Library Board members such as Jim O’Donnell and Sylvester Salcedo support a citywide referendum that would allow voters to decide — based on state statute –  library expenditures. For instance, voters would vote up or down on a proposed mil levy, say three quarters of a mil, to finance library costs.

State statute allows such a referendum and even the City Charter specifies a 2.33 mil levy to fund library services, although city bean counters don’t follow it. The problem with the city ordinance? One mil in the current city budget represents roughly $6 million. The current library budget is roughly $4 million. City officials are against a referendum, including several City Council members that went to bat for the library. Translation: we’ll tell voters not to support this if it gets to a referendum.

The Library Board has a unique self-sustaining system. Existing board members determine future board members unlike most of the rest of city boards and commissions appointed by the mayor and approved by the City Council.

Bridgeport enjoys one of the finest public library systems in the state and library officials say the mayor doesn’t appreciate the knowledge and educational tools it brings to an entire region.

Is the referendum threat a negotiating strategy to ensure future library services? Maybe. Or maybe it’s for real and then the voters decide. Other towns have done this. But what’s the down side to other budget-challenged departments if the referendum passes? And what happens if the levy request is rejected by voters?

Look for this issue to take shape over the next few weeks.

From the City Charter

2.112.060 Library fund tax.

To provide for the expenses of the maintenance of the city’s public library and reading room, a tax of two and thirty-three hundredths (2.33) mills shall be levied and collected in the same manner as other city taxes and shall be known as the library fund.

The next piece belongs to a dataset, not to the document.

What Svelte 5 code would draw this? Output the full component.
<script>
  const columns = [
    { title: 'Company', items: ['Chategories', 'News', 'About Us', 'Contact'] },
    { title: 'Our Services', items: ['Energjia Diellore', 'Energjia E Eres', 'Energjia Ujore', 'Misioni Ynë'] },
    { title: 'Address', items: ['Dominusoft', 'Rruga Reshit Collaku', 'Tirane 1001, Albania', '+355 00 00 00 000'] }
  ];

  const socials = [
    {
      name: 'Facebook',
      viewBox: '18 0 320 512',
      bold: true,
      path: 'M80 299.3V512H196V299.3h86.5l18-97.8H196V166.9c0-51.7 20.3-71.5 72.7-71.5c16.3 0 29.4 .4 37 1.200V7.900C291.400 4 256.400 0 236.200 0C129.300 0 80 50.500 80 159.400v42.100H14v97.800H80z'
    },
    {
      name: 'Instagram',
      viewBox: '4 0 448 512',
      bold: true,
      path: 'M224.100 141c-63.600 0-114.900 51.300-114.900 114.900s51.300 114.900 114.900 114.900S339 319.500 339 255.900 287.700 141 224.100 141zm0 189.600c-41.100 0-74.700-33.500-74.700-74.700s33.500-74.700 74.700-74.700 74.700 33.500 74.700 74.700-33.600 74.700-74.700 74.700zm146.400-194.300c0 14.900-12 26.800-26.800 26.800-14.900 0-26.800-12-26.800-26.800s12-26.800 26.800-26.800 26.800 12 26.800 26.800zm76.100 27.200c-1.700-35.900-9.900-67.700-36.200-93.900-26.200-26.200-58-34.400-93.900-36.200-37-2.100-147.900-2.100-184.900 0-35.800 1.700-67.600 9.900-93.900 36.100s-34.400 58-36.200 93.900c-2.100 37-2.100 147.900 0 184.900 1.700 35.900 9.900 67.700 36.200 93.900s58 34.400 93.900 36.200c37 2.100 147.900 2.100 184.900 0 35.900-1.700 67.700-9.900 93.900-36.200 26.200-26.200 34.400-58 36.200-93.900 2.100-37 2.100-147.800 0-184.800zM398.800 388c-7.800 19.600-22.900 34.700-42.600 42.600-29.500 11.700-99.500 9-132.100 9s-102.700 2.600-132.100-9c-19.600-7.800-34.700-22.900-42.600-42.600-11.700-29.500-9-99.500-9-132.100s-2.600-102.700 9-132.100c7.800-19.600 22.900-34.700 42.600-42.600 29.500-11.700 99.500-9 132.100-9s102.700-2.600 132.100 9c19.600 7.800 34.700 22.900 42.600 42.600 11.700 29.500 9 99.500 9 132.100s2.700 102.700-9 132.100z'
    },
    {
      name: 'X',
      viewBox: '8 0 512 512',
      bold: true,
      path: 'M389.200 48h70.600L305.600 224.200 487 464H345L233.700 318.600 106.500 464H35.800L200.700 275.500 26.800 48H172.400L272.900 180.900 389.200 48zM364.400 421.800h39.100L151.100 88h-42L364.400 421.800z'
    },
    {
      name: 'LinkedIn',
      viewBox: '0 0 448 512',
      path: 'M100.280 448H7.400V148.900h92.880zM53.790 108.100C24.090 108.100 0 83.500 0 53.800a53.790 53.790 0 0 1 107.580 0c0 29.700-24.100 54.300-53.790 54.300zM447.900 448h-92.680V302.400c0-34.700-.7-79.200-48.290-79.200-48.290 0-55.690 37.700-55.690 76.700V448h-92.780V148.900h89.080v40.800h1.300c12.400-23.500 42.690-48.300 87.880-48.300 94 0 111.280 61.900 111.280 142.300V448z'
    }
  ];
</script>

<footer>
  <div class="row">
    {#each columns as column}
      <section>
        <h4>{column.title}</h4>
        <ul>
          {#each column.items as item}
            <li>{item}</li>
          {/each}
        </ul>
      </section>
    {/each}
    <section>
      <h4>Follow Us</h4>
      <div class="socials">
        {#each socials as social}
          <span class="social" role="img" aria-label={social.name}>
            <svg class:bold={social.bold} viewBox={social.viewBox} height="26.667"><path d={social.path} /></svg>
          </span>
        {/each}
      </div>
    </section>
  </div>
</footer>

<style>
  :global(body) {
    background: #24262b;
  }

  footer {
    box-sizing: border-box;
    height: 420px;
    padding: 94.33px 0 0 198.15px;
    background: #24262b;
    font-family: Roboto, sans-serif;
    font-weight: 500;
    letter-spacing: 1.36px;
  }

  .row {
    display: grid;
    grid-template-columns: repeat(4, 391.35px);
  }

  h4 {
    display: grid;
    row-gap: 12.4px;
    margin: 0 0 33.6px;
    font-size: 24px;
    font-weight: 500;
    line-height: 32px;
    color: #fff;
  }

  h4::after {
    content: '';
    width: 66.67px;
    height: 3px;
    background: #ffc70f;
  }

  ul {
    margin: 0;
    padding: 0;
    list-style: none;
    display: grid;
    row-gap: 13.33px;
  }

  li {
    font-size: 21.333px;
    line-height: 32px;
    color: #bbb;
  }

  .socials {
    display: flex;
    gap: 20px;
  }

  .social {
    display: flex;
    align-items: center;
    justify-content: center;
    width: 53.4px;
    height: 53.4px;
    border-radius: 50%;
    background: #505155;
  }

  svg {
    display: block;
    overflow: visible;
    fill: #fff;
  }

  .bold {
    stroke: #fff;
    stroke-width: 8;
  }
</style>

 From Connecticut General Statutes

CGS Sec. 11-36. Town or borough tax. When fifty electors of any town or borough present a petition to the clerk of such town or borough, asking that an annual tax be levied for the establishment and maintenance of a free public library and reading room in such town or borough, and specify in their petition a rate of taxation, not to exceed three mills on the dollar, such clerk shall, in the next legal notice of the regular municipal election in such town or borough, give notice that at such election the question of an annual tax for the maintenance of a library is to be voted upon in the manner prescribed in section 9-369. The designation of such question on the voting machine ballot label shall be “Shall a …. mill tax be levied to establish and maintain a free public library and reading room?”. Such notice and such designation of the question on the voting machine ballot label shall specify the rate of taxation mentioned in such petition. If, upon the official determination of the result of such vote, it appears that a majority of all the votes upon such question are in approval of such question, the tax specified in such notice shall be levied and collected in the same manner as other general taxes of such town or borough and shall be known as the “library fund”. Such tax may afterwards be lessened or increased within the three-mill limit, or made to cease, in case the electors of any such town or borough so determine by a majority vote at any regular municipal election held therein, in the manner hereinbefore prescribed for voting upon such question; and the corporate authorities of such town or borough may exercise the same powers relative to free public libraries and reading rooms as are conferred upon the corporate authorities of cities.